Saturday, January 24, 2009

What we started with and what we have achieved
Our garden began as 1 ½ city lots (40’ x 135’), covered with poor quality lawn, a doghouse, a kennel area (with waist high, noxious weeds), and the exposed soil of a dog run. There was no shade; there were no structures, and there were certainly no animals. We reduced the area of our yard covered in lawn from about 2,700 square feet to less than 250 square feet, and now have abundant small wildlife and visual interest.
We have achieved a lot in our 6 summers of gardening here. The various outdoor rooms heighten the sense of space and help us utilize the entire yard for much of the year. The spaces are people-friendly: we spend a lot of time outside eating, entertaining, reading, napping, and watching wildlife. Although the garden is intimate, it functions well for both small and large groups: we have hosted parties for close to 100 people. To accommodate such a range, many spaces have dual functions. For example, the potting bench functions extremely well as wine bar and the raised beds in the vegetable garden comfortably seats over a dozen visitors.

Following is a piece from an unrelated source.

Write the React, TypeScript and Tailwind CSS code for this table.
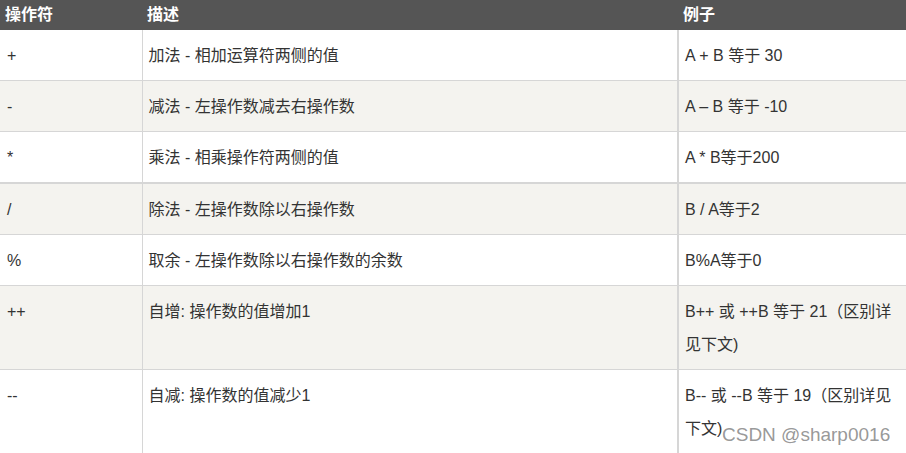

Apart from attracting wine lovers, the whole garden is also successful at attracting and supporting wildlife; we have seen over 50 bird species, including nesting chickadees and northern flickers. We have many species of butterflies and moths, including species that must feed exclusively on specific native plants while in their caterpillar stage. During a recent garden tour reception we hosted for the Montana Native Plant Society, the center of attention for the 50 or so guests was the sighting of several spectacular (4’ long) white- lined sphinx moth caterpillars. These large and unusual insects only eat evening primroses, of which we have many. Watching crowds of visitors taking pictures of these caterpillars illustrates how exciting it is for people to connect with wildlife, even small and unassuming wildlife!
Water conservation in our dry climate is important to us, not to mention the cost savings on our water bills. Our front yard has not been watered in 2 years and the established perennial beds have not been watered in over a year. We use less than 1/3 the water of an average Missoula household. Our goal of a variation on a cottage garden is achieved with plants that are ecologically appropriate and adapted to the area.
The community has been very interested in our approach to landscaping and our garden has been featured on several garden tours. Neighbors stroll by and linger in the public front yard prairie, coming by time and again to see what is currently flowering and looking for inspiration for their dry yards. The garden continues to fill in, and we have native plants sprouting up cheerfully in areas previously occupied by thirsty lawn and knee high weeds. By using plants that are adapted to the climate, native plants thrive and appear to be lush, despite no irrigation. We are proud of creating a short grass prairie garden that is beautiful to the eye, functional for our lifestyle, attractive to our local wildlife and the arid climate in which we live.